The Securities and Exchange Commission has released a letter sent in late October by its Division of Corporation Finance to the chief financial officers of certain public companies to remind them of disclosure obligations in their upcoming Form 10-Qs and subsequent filings in light of continued concerns about potential risks and costs associated with mortgage- and foreclosure-related activities or exposures. The letter instructs companies to review their various mortgage-related representations and warranties made in sale agreements with purchasers of the mortgages or mortgage-backed securities and consider the implications on their accounting and disclosures. In addition, companies undertaking reviews of their loan documentation and foreclosure practices and which have suspended foreclosures pending completion of such reviews should consider their treatment of loss contingencies and disclosures.
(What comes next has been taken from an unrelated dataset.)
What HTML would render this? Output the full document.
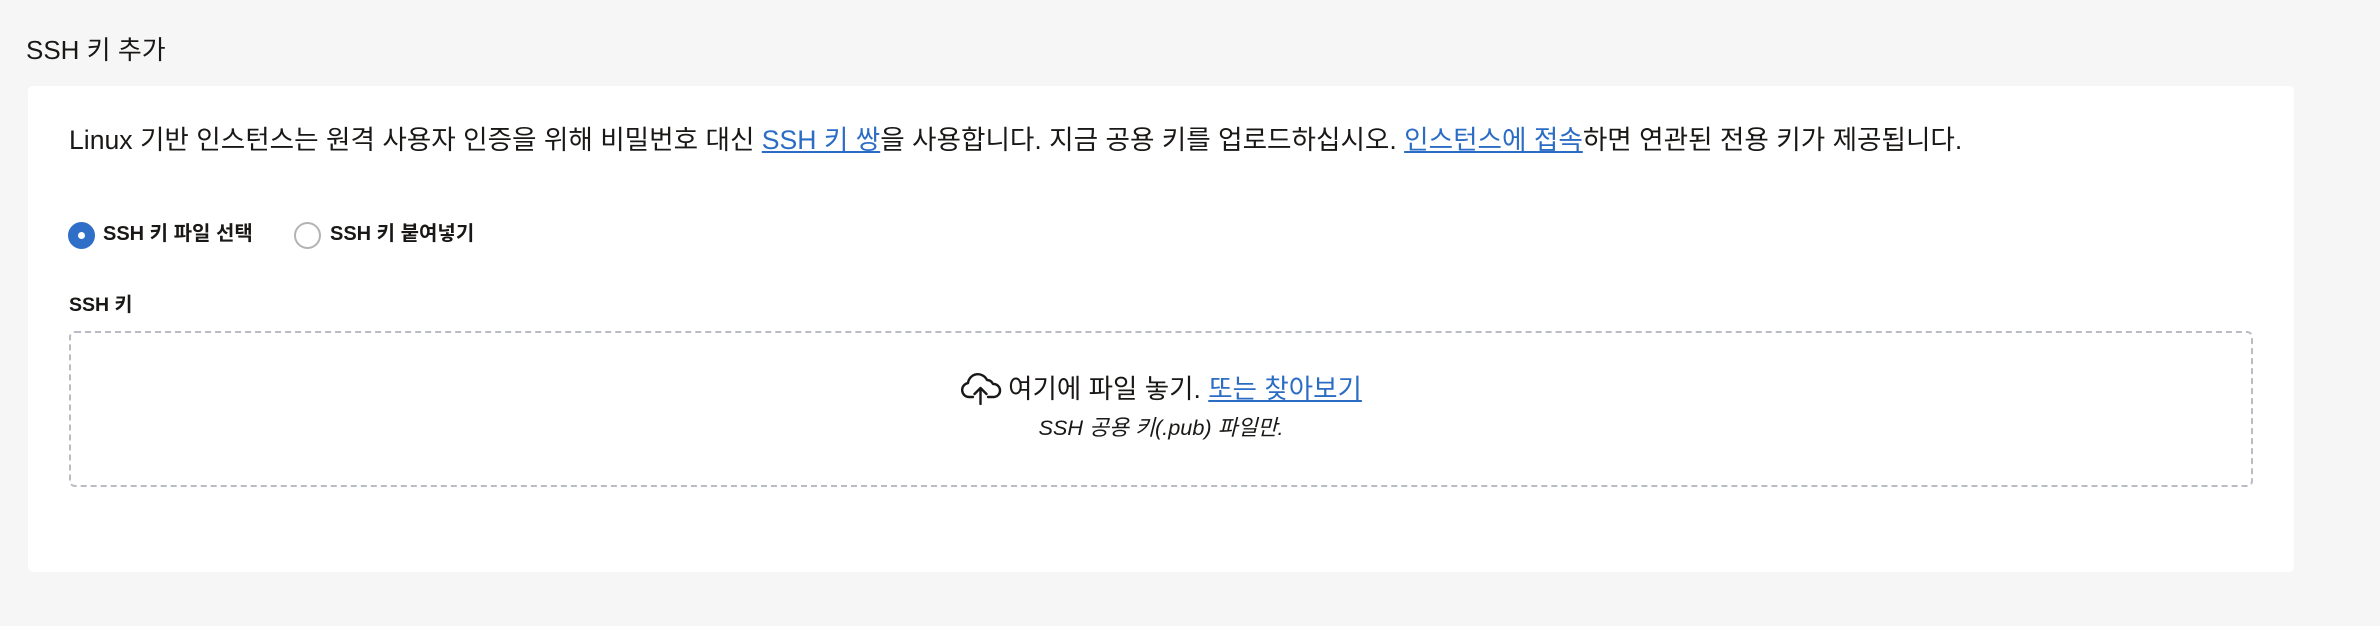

Item 103 (Legal Proceedings) and Item 303 (Management’s Discussion and Analysis of Financial Condition and Results of Operations) of Regulation S-K, as well as accounting rules regarding contingencies set forth in Accounting Standards Codification Subtopic 450-20 (SFAS 5), require public companies to provide clear and transparent disclosure regarding their obligations relating to representations and warranties made in connection with securitization activities and whole loan sales, including a roll forward of related reserves. In addition, companies are encouraged to discuss implications of any foreclosure review, including potential delays in completing foreclosures, if applicable. These disclosures may include increased risks and uncertainties, including litigation risks, potential defects in securitizations, impairments and liquidity, and should address the company’s role as an originator, securitizer, servicer or investor, as applicable. The letter notes that some of these disclosure issues are not limited to financial institutions that sold or securitized mortgages or mortgage-backed securities, and instructs companies that engage in mortgage servicing, title insurance, mortgage insurance and other activities relating to residential mortgages to consider the impact of these and similar issues for their disclosures.